**The data**

************

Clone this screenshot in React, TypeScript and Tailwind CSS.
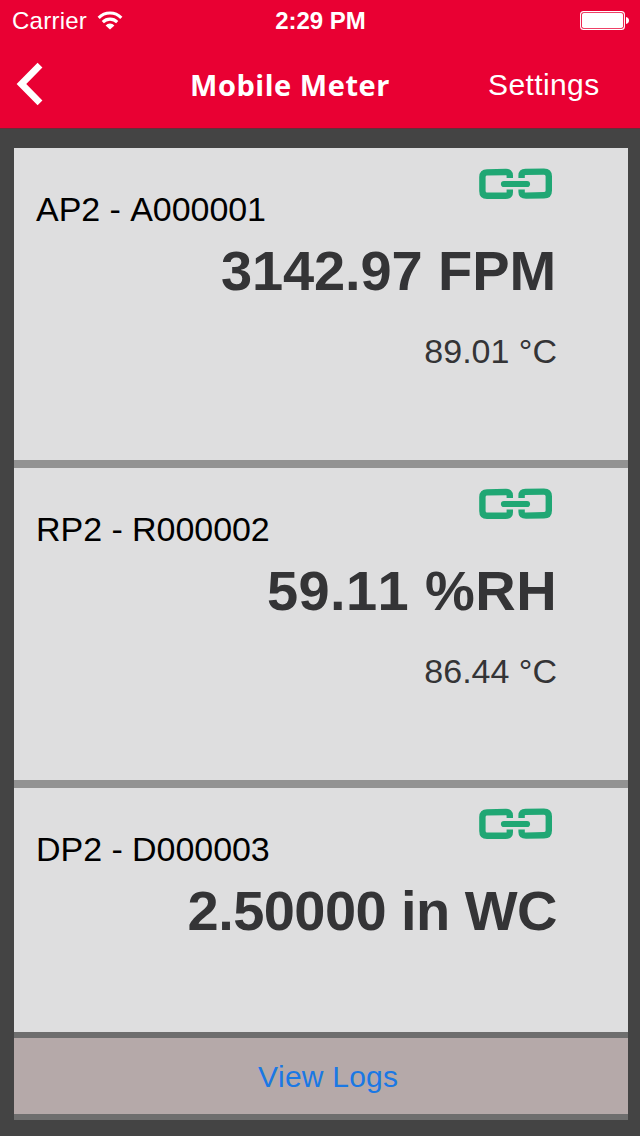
import React from 'react';

interface Meter {
  id: string;
  label: string;
  value: string;
  valueClass: string;
  temperature?: string;
}

const METERS: Meter[] = [
  {
    id: 'ap2',
    label: 'AP2 - A000001',
    value: '3142.97 FPM',
    valueClass: 'mr-[2px] tracking-[-0.1px]',
    temperature: '89.01 °C',
  },
  {
    id: 'rp2',
    label: 'RP2 - R000002',
    value: '59.11 %RH',
    valueClass: 'mr-[1px] tracking-[0.4px]',
    temperature: '86.44 °C',
  },
  {
    id: 'dp2',
    label: 'DP2 - D000003',
    value: '2.50000 in WC',
    valueClass: 'mr-[1px] tracking-[-0.55px]',
  },
];

const WifiIcon: React.FC = () => (
  <svg width="26" height="20" viewBox="0 0 26 20" fill="none" stroke="white" strokeWidth="3.1">
    <path d="M1.7 6.8a15.8 15.8 0 0 1 22.6 0" />
    <path d="M5.8 11.1a10.2 10.2 0 0 1 14.4 0" />
    <path d="M13 18.6l-4.4-4.2a6 6 0 0 1 8.8 0z" fill="white" stroke="none" />
  </svg>
);

const BatteryIcon: React.FC = () => (
  <svg width="49" height="19" viewBox="0 0 49 19">
    <rect x="0.6" y="0.6" width="43.8" height="17.8" rx="3" fill="none" stroke="white" strokeWidth="1.1" />
    <rect x="2" y="2" width="41" height="15" rx="1.8" fill="white" />
    <path d="M46 6c2 .4 3 1.8 3 3.5s-1 3.1-3 3.5z" fill="white" />
  </svg>
);

const LinkIcon: React.FC = () => (
  <svg width="74" height="32" viewBox="0 0 74 32" fill="none" stroke="#20a774" strokeWidth="6.4">
    <path d="M30.8 10V7.5Q30.8 4 27 4L8 4.4Q3.4 4.4 3.4 9V23Q3.4 27.8 8 27.8H26.5Q30.8 27.8 30.8 24V21.5" />
    <path d="M42.6 10V7.5Q42.6 4 46.5 3.9L65 3.6Q69.8 3.6 69.8 8.3V22.5Q69.8 27.3 65 27.3L47 27.6Q42.6 27.6 42.6 24V21.5" />
    <path d="M25 16H48" strokeWidth="6.2" strokeLinecap="round" />
  </svg>
);

const MeterCard: React.FC<{ meter: Meter }> = ({ meter }) => (
  <div className="h-[312px] shrink-0 bg-[#dededf] pl-[22px] pr-[70px] pt-[20px]">
    <div className="flex items-start justify-between">
      <h2 className="mt-[21px] text-[34px] leading-[40px] tracking-[-0.05px] text-black">{meter.label}</h2>
      <div className="mr-[5px]">
        <LinkIcon />
      </div>
    </div>
    <p
      className={`mt-[10px] whitespace-nowrap text-right text-[56px] font-bold leading-[64px] text-[#343436] ${meter.valueClass}`}
    >
      {meter.value}
    </p>
    {meter.temperature && (
      <p className="mr-[1px] mt-[28px] text-right text-[34px] leading-[40px] text-[#343436]">{meter.temperature}</p>
    )}
  </div>
);

export default function App() {
  return (
    <div className="flex h-[1136px] w-[640px] flex-col overflow-hidden bg-[#444444] font-['Liberation_Sans',Arial,sans-serif] [font-kerning:none]">
      <header className="h-[129px] shrink-0 border-b border-[#6b2a38] bg-[#e90033] text-white">
        {/* Status bar */}
        <div className="grid h-[40px] grid-cols-3 items-center pl-[12px] pr-[11px]">
          <div className="flex items-center gap-[10px] text-[24px] leading-[40px] tracking-[0.25px]">
            <span className="pt-[1px]">Carrier</span>
            <WifiIcon />
          </div>
          <span className="pt-[1px] text-center text-[24px] font-bold leading-[40px]">2:29 PM</span>
          <div className="flex justify-end">
            <BatteryIcon />
          </div>
        </div>

        {/* Navigation bar */}
        <div className="grid h-[88px] grid-cols-[150px_280px_1fr] items-center">
          <button className="ml-[16px] w-[28px]" aria-label="Back">
            <svg width="28" height="44" viewBox="0 0 28 44" fill="none" stroke="white" strokeWidth="6.8">
              <path d="M24 3.2L5.4 22L24 40.8" />
            </svg>
          </button>
          <h1 className="whitespace-nowrap pt-[2px] text-center font-['Open_Sans',sans-serif] text-[29px] font-bold leading-[40px] tracking-[0.55px]">
            Mobile Meter
          </h1>
          <button className="ml-[58px] pt-[1px] text-left text-[30px] leading-[40px] tracking-[0.4px]">Settings</button>
        </div>
      </header>

      <main className="ml-[14px] mr-[12px] mt-[19px] flex h-[972px] flex-col">
        <div className="flex h-[884px] flex-col gap-[8px] overflow-hidden bg-[#929292]">
          {METERS.map((meter) => (
            <MeterCard key={meter.id} meter={meter} />
          ))}
        </div>
        <button className="h-[88px] border-y-[6px] border-[#6e6e6e] bg-[#b5a9a9] pl-[14px] text-center text-[30px] leading-[76px] tracking-[0.2px] text-[#1a78e4]">
          <span className="block pt-[1px] leading-[75px]">View Logs</span>
        </button>
      </main>
    </div>
  );
}
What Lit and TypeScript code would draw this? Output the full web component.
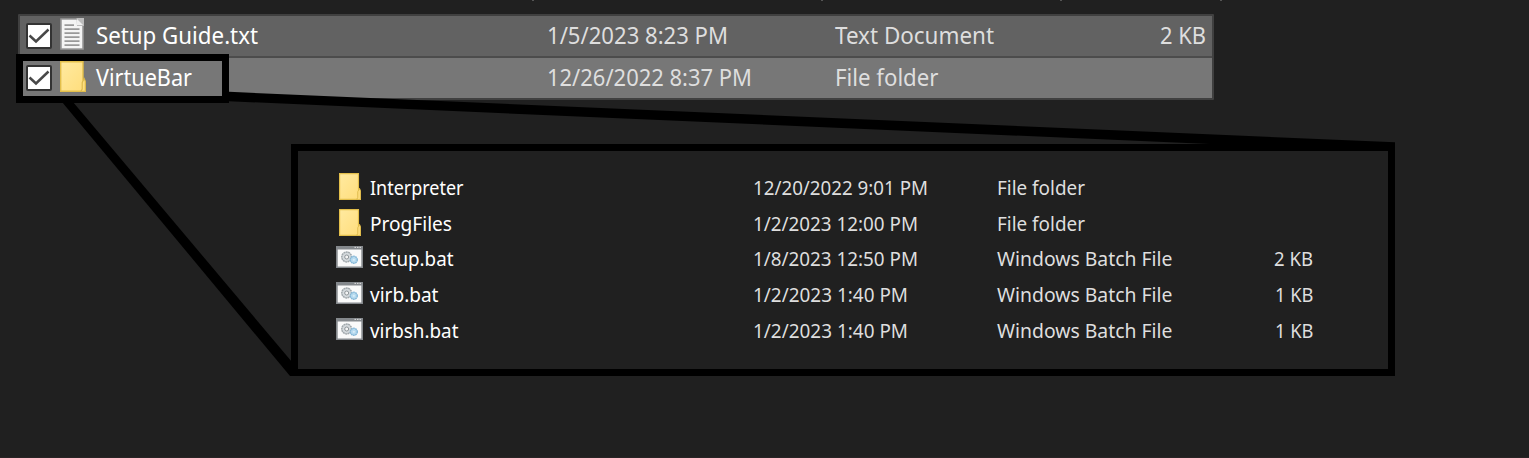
import { LitElement, html, svg, css } from "lit";
import { customElement, property } from "lit/decorators.js";

type Kind = "text" | "folder" | "batch";
// A label with the width its column text occupies.
type Label = [string, number];
interface Entry {
  kind: Kind;
  name: Label;
  date: Label;
  type: Label;
  size?: Label;
}

const SELECTED: Entry[] = [
  { kind: "text", name: ["Setup Guide.txt", 162], date: ["1/5/2023 8:23 PM", 181], type: ["Text Document", 159], size: ["2 KB", 46] },
  { kind: "folder", name: ["VirtueBar", 96], date: ["12/26/2022 8:37 PM", 205], type: ["File folder", 103.5] },
];

const CONTENTS: Entry[] = [
  { kind: "folder", name: ["Interpreter", 93.5], date: ["12/20/2022 9:01 PM", 175], type: ["File folder", 88] },
  { kind: "folder", name: ["ProgFiles", 82], date: ["1/2/2023 12:00 PM", 165], type: ["File folder", 88] },
  { kind: "batch", name: ["setup.bat", 83.5], date: ["1/8/2023 12:50 PM", 165], type: ["Windows Batch File", 175.5], size: ["2 KB", 39] },
  { kind: "batch", name: ["virb.bat", 68.5], date: ["1/2/2023 1:40 PM", 155], type: ["Windows Batch File", 175.5], size: ["1 KB", 38.5] },
  { kind: "batch", name: ["virbsh.bat", 88.5], date: ["1/2/2023 1:40 PM", 155], type: ["Windows Batch File", 175.5], size: ["1 KB", 38.5] },
];

@customElement("file-icon")
class FileIcon extends LitElement {
  @property() kind: Kind = "folder";

  static styles = css`
    :host { display: block; line-height: 0; }
    .text { width: 24px; height: 32px; }
    .folder { width: 100%; height: 100%; }
    .batch { width: 27px; height: 22px; }
  `;

  render() {
    if (this.kind === "text") {
      return html`<svg class="text" viewBox="0 0 24 32">
        <path d="M1 1H17L23 7V31H1Z" fill="#f4f4f4" stroke="#999" stroke-width="1.6" />
        <path d="M16.5 0H24V8H17Z" fill="#bcbcbc" />
        <path d="M17 1L23 7H17Z" fill="#f0f0f0" />
        <path d="M4.5 7.2H14M4.5 11.2H19.5M4.5 15.2H19.5M4.5 19.2H19.5M4.5 23.2H19.5M4.5 27.2H19.5" stroke="#999" stroke-width="1.7" />
      </svg>`;
    }
    if (this.kind === "folder") {
      return html`<svg class="folder" viewBox="0 0 26 31" preserveAspectRatio="none">
        <defs><linearGradient id="g" x1="0" y1="0" x2="1" y2="1">
          <stop offset="0" stop-color="#ffeaa0" /><stop offset="1" stop-color="#ffdd7b" />
        </linearGradient></defs>
        <path d="M.7 .7H23V19L25.3 21V30.3H.7Z" fill="url(#g)" stroke="#e3bf4b" stroke-width="1.4" />
        <path d="M24.2 17.5L22.2 21.5V28L21 30.3H25.3V20Z" fill="#ffdf80" stroke="#dcb849" stroke-width="1.1" />
      </svg>`;
    }
    return html`<svg class="batch" viewBox="0 0 27 22">
      <rect width="27" height="22" fill="#84888c" />
      <rect x="1.7" y="3.5" width="23.6" height="17" fill="#fafafa" />
      <path d="M18.5 1.4H20M21 1.4H22.5M23.5 1.4H25" stroke="#dedede" stroke-width="1" />
      <circle cx="10.7" cy="11" r="4.9" fill="#d5dadd" stroke="#a0a7ab" stroke-width="1.5" stroke-dasharray="1.9 .5" />
      <circle cx="10.7" cy="11" r="2" fill="#f4f4f4" stroke="#848c91" stroke-width=".9" />
      <circle cx="17.8" cy="13.8" r="3.5" fill="#b6daef" stroke="#86b8d8" stroke-width="1.4" stroke-dasharray="1.7 .5" />
      <circle cx="17.8" cy="13.8" r="1.1" fill="#d8edf8" />
    </svg>`;
  }
}

@customElement("file-row")
class FileRow extends LitElement {
  @property({ attribute: false }) entry!: Entry;
  @property({ type: Boolean, reflect: true }) selected = false;

  static styles = css`
    :host {
      display: grid;
      grid-template-columns: 33.5px 383px 244.5px 218px 98px;
      height: 35.75px;
      align-items: center;
      --font: 20.3px;
    }
    :host([selected]) {
      grid-template-columns: 39px 37px 451px 287.5px 273px 98.5px;
      height: 40px;
      --font: 24px;
    }
    .label { display: block; height: 34px; overflow: visible; }
    .label text {
      font-family: "Noto Sans", "Open Sans", sans-serif;
      font-size: var(--font);
      fill: #dedede;
    }
    .name text { fill: #fff; }
    .size { justify-self: end; }
    .check { width: 26px; height: 26px; display: block; margin-left: 6px; }
    .text { width: 24px; height: 32px; margin: 0 0 4px 1px; }
    .folder { width: 22px; height: 27px; margin: 0 0 2px 3px; }
    .batch { width: 27px; height: 22px; margin-bottom: 4px; }
    :host([selected]) .folder { width: 26px; height: 31px; margin: 0 0 3px 1px; }
  `;

  private label(value: Label | undefined, cls: string) {
    if (!value) return html`<span></span>`;
    const [text, width] = value;
    return html`<svg class="label ${cls}" width=${width} height="34">
      ${svg`<text x="0" y=${this.selected ? 25 : 23.6} textLength=${width} lengthAdjust="spacingAndGlyphs">${text}</text>`}
    </svg>`;
  }

  render() {
    const e = this.entry;
    return html`
      ${this.selected
        ? html`<svg class="check" viewBox="0 0 26 26">
            <rect x="1" y="1" width="24" height="24" rx="1" fill="#fff" stroke="#333" stroke-width="2" />
            <path d="M3.5 12.5L10 18.5L22.5 6.5" fill="none" stroke="#484848" stroke-width="2.5" />
          </svg>`
        : ""}
      <file-icon class=${e.kind} .kind=${e.kind}></file-icon>
      ${this.label(e.name, "name")} ${this.label(e.date, "date")}
      ${this.label(e.type, "type")} ${this.label(e.size, "size")}
    `;
  }
}

@customElement("app-root")
class AppRoot extends LitElement {
  static styles = css`
    :host {
      display: block;
      position: relative;
      box-sizing: border-box;
      width: 1529px;
      height: 458px;
      padding: 14px 0 0 18px;
      overflow: hidden;
      background: #202020;
    }
    .selection {
      box-sizing: border-box;
      width: 1196px;
      height: 86px;
      border: 2px solid #404040;
      border-radius: 1px;
      background: #626262;
    }
    .selection file-row + file-row { border-top: 2px solid #4c4c4c; background: #777; }
    .contents {
      box-sizing: border-box;
      width: 1104px;
      height: 232px;
      margin: 44px 0 0 273px;
      padding: 19px 0 0 38px;
      border: 7px solid #000;
    }
    .callout { position: absolute; inset: 0; pointer-events: none; }
  `;

  render() {
    return html`
      <div class="selection">${SELECTED.map((e) => html`<file-row selected .entry=${e}></file-row>`)}</div>
      <div class="contents">${CONTENTS.map((e) => html`<file-row .entry=${e}></file-row>`)}</div>
      <svg class="callout" width="1529" height="458">
        <rect x="19.5" y="57.5" width="206" height="42" fill="none" stroke="#000" stroke-width="7" />
        <path d="M229 91.8L1395 142.3V151H1370L229 101.2Z" />
        <path d="M62 102H73L292 362L298 376H290Z" />
        <path d="M532 .5H534M821 .5H823M1060 .5H1062M1220 .5H1222" stroke="#555" />
        <path d="M0 457.5H1529" stroke="#292425" />
      </svg>
    `;
  }
}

************

**Directions for this task**
Gather up every line from the listing above in which the word "React" occurs.

**Answer for the task**
Clone this screenshot in React, TypeScript and Tailwind CSS.
import React from 'react';
const WifiIcon: React.FC = () => (
const BatteryIcon: React.FC = () => (
const LinkIcon: React.FC = () => (
const MeterCard: React.FC<{ meter: Meter }> = ({ meter }) => (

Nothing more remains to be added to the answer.